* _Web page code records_
+++

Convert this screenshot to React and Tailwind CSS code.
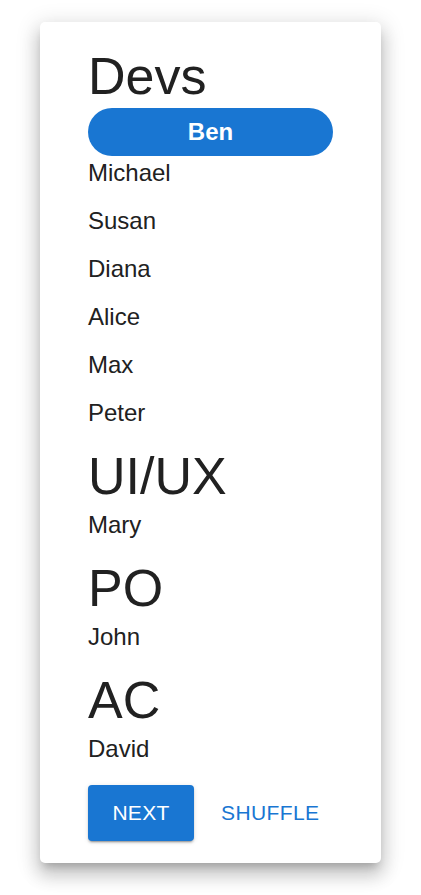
const teams = [
  { name: "Devs", members: ["Ben", "Michael", "Susan", "Diana", "Alice", "Max", "Peter"] },
  { name: "UI/UX", members: ["Mary"] },
  { name: "PO", members: ["John"] },
  { name: "AC", members: ["David"] },
];

const current = "Ben";

const App = () => {
  return (
    <div className="min-h-screen bg-white font-['Liberation_Sans',Arial,sans-serif] text-[#212121]">
      <div className="mx-10 mt-[22px] rounded-[5px] bg-white px-12 pt-[26px] pb-[22px] shadow-[0_7px_8px_-4px_rgba(0,0,0,0.2),0_12px_17px_2px_rgba(0,0,0,0.14),0_5px_22px_4px_rgba(0,0,0,0.12)]">
        <div className="flex flex-col gap-1">
          {teams.map((team) => (
            <div key={team.name} className="flex flex-col gap-1">
              <h3 className="text-[52px] leading-[56px]">{team.name}</h3>
              <ul>
                {team.members.map((member) =>
                  member === current ? (
                    <li
                      key={member}
                      className="flex h-12 items-center justify-center rounded-full bg-[#1976d2] text-[24px] font-bold text-white"
                    >
                      {member}
                    </li>
                  ) : (
                    <li key={member} className="h-12 pt-px text-[24px] leading-8">
                      {member}
                    </li>
                  )
                )}
              </ul>
            </div>
          ))}
        </div>

        <div className="mt-[5px] flex items-center gap-[14px]">
          <button className="h-14 w-[106px] rounded-[4px] bg-[#1976d2] text-[21px] tracking-[0.3px] text-white shadow-[0_3px_1px_-2px_rgba(0,0,0,0.2),0_2px_2px_0_rgba(0,0,0,0.14),0_1px_5px_0_rgba(0,0,0,0.12)]">
            NEXT
          </button>
          <button className="h-14 px-[13px] text-[21px] tracking-[0.4px] text-[#1976d2]">
            SHUFFLE
          </button>
        </div>
      </div>
    </div>
  );
};

export default App;
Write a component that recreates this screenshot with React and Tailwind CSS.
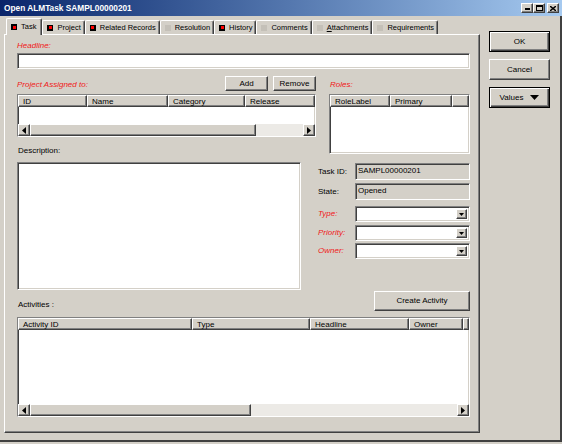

+++

* _Goal of the exercise_
Copy the listing exactly. Any image in it stays out of the copy.

* _Result_
Convert this screenshot to React and Tailwind CSS code.
const teams = [
  { name: "Devs", members: ["Ben", "Michael", "Susan", "Diana", "Alice", "Max", "Peter"] },
  { name: "UI/UX", members: ["Mary"] },
  { name: "PO", members: ["John"] },
  { name: "AC", members: ["David"] },
];

const current = "Ben";

const App = () => {
  return (
    <div className="min-h-screen bg-white font-['Liberation_Sans',Arial,sans-serif] text-[#212121]">
      <div className="mx-10 mt-[22px] rounded-[5px] bg-white px-12 pt-[26px] pb-[22px] shadow-[0_7px_8px_-4px_rgba(0,0,0,0.2),0_12px_17px_2px_rgba(0,0,0,0.14),0_5px_22px_4px_rgba(0,0,0,0.12)]">
        <div className="flex flex-col gap-1">
          {teams.map((team) => (
            <div key={team.name} className="flex flex-col gap-1">
              <h3 className="text-[52px] leading-[56px]">{team.name}</h3>
              <ul>
                {team.members.map((member) =>
                  member === current ? (
                    <li
                      key={member}
                      className="flex h-12 items-center justify-center rounded-full bg-[#1976d2] text-[24px] font-bold text-white"
                    >
                      {member}
                    </li>
                  ) : (
                    <li key={member} className="h-12 pt-px text-[24px] leading-8">
                      {member}
                    </li>
                  )
                )}
              </ul>
            </div>
          ))}
        </div>

        <div className="mt-[5px] flex items-center gap-[14px]">
          <button className="h-14 w-[106px] rounded-[4px] bg-[#1976d2] text-[21px] tracking-[0.3px] text-white shadow-[0_3px_1px_-2px_rgba(0,0,0,0.2),0_2px_2px_0_rgba(0,0,0,0.14),0_1px_5px_0_rgba(0,0,0,0.12)]">
            NEXT
          </button>
          <button className="h-14 px-[13px] text-[21px] tracking-[0.4px] text-[#1976d2]">
            SHUFFLE
          </button>
        </div>
      </div>
    </div>
  );
};

export default App;
Write a component that recreates this screenshot with React and Tailwind CSS.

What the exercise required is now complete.